Many changes and responsibilities accompany becoming a “legal” adult. Decisions during 18-21 years of age have been made as to vocation and higher education. Many have moved away from home and are living on their own or with roommates. As unbelievable as it may seem to a parent, many young adults have partners, are married, or have even started their own families. However, just because your “child” is an “adult,” doesn’t mean he/she can’t still benefit from your wisdom and guidance.


  • Substance Use and Abuse: Do NOT use tobacco, drugs, alcohol, steroids, diet pills, etc. If you do, talk to your doctor about getting help to stop. Support friends that do not use drugs or alcohol.
  • Basic Car Rules:
    Wear seat belts when driving or riding in vehicles and insist that all passengers where seat belts.
    Concentrate when driving, avoid distractions (e.g., texting and driving, loud music, etc.).
    Do not drink and drive.
    Have a designated driver, if you have been drinking.
  • Weapons: Do not carry or use a weapon of any kind.
  • Abuse: Enforce strategies to protect yourself from abuse of any type (e.g., physical, emotional, sexual/rape). Make sure you seek help if you feel you are in danger.
  • Sun: Reduce risk of skin cancer by limiting sun exposure. Wear sunscreen and avoid tanning salons.


  • Try to get at least 8 hours of sleep a night. Some need more.


  • Eat 3 nutritious meals a day, breakfast is especially important.
  • Eat healthy snacks. Limit high fat and high sugar foods (including soda and other high calorie drinks).
  • Eat fruits, vegetables, whole grain breads, lean meats, chicken, fish, and low fat dairy products
  • Get 3 servings of dairy a day for adequate calcium. If not, you may need to take a calcium supplement.
  • Enjoy meals in a good environment with family, friends, or roommates.
  • Keep in mind it is very difficult to eat healthy when eating out (especially at fast food restaurants).
  • Supplements: If you eat a balanced diet, you do not necessarily need supplements. If your diet is less than ideal, take a daily multivitamin.
  • Maintain a healthy body weight by eating right and getting regular exercise.

Oral Health

  • Continue to brush and floss teeth twice a day.
  • Schedule appointment to see a dentist every 6 months.
  • As your third permanent molars (wisdom teeth) come in, evaluate for placement. You may need to have them removed.
  • Don’t smoke or chew tobacco. It ruins teeth and gums.
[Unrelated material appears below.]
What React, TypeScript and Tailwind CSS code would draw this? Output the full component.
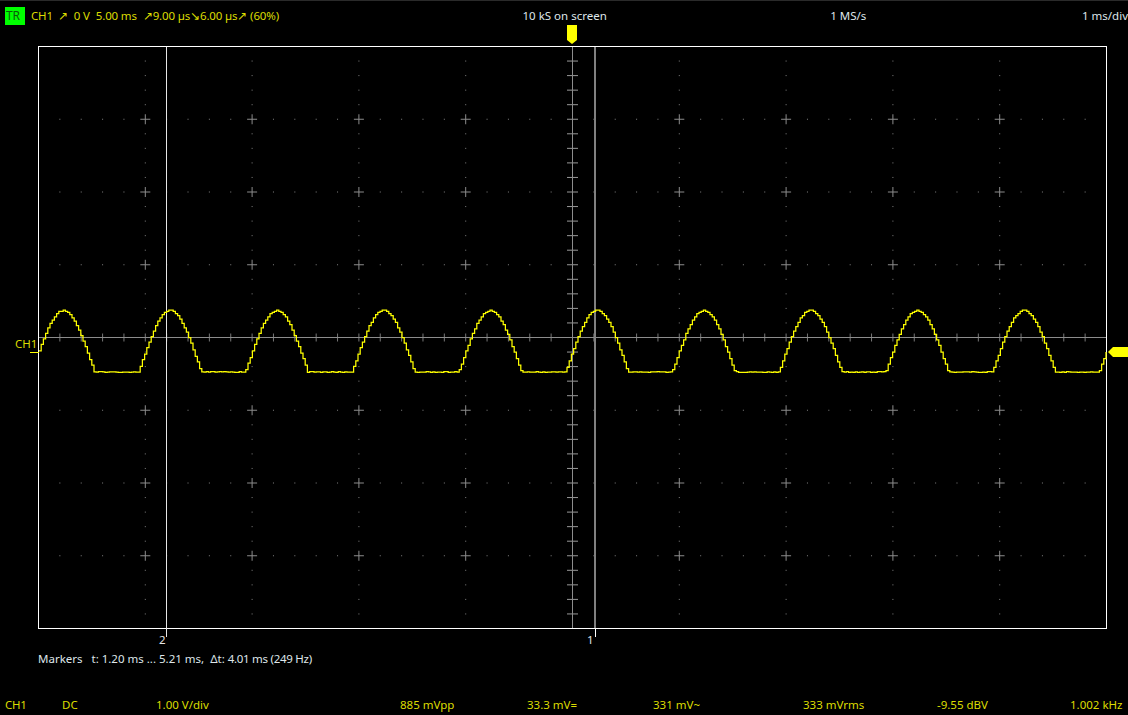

  • Discuss with your doctor questions about sex, contraception, and sexually transmitted infection (STI) prevention.
  • Recognize that sexual feelings are normal, but sex should be a well thought out decision. Engaging in sex comes with a lot of responsibilities and consequences; one should delay having sex until mature enough to handle the responsibility.
  • Learn how to resist sexual pressures and say no to sex.
  • Abstaining from sex is the only 100% effective STI and pregnancy prevention method.
  • If sexually active, you must exercise safe sex practices (contraception, condoms, etc). While your pediatrician can do pelvic exams, females may want to find a permanent OB/GYN to transition to once becoming sexually active.
  • If there is concern or confusion about sexual feelings (for the same or opposite sex), talk with your doctor.

Mental Health

  • Talk to your doctor or a trusted adult if you regularly feel angry, anxious, hopeless, or depressed.
  • Learn to set goals. Achieving them builds confidence.
  • Learn constructive strategies for dealing with stress.


  • Engage in 30-60 minutes of physical activity 3 or more times a week.
  • If still living with parents, respect family members and family rules (e.g., curfew, driving rules). Share in household responsibilities.
  • Continue to advance skills and/or education in order to prepare and plan for supporting self financially.
  • Take responsibility for own health care (e.g., scheduling and going to appointments).
  • Exercise caution and good judgment in romantic relationships. One should never feel pressured or threatened. Be open to warnings and concerns family and friends have about the relationship or the person you’re involved with. Family and friends know you best, have your best interest in mind, and can sometimes offer good perspective on problems you may not be able to see.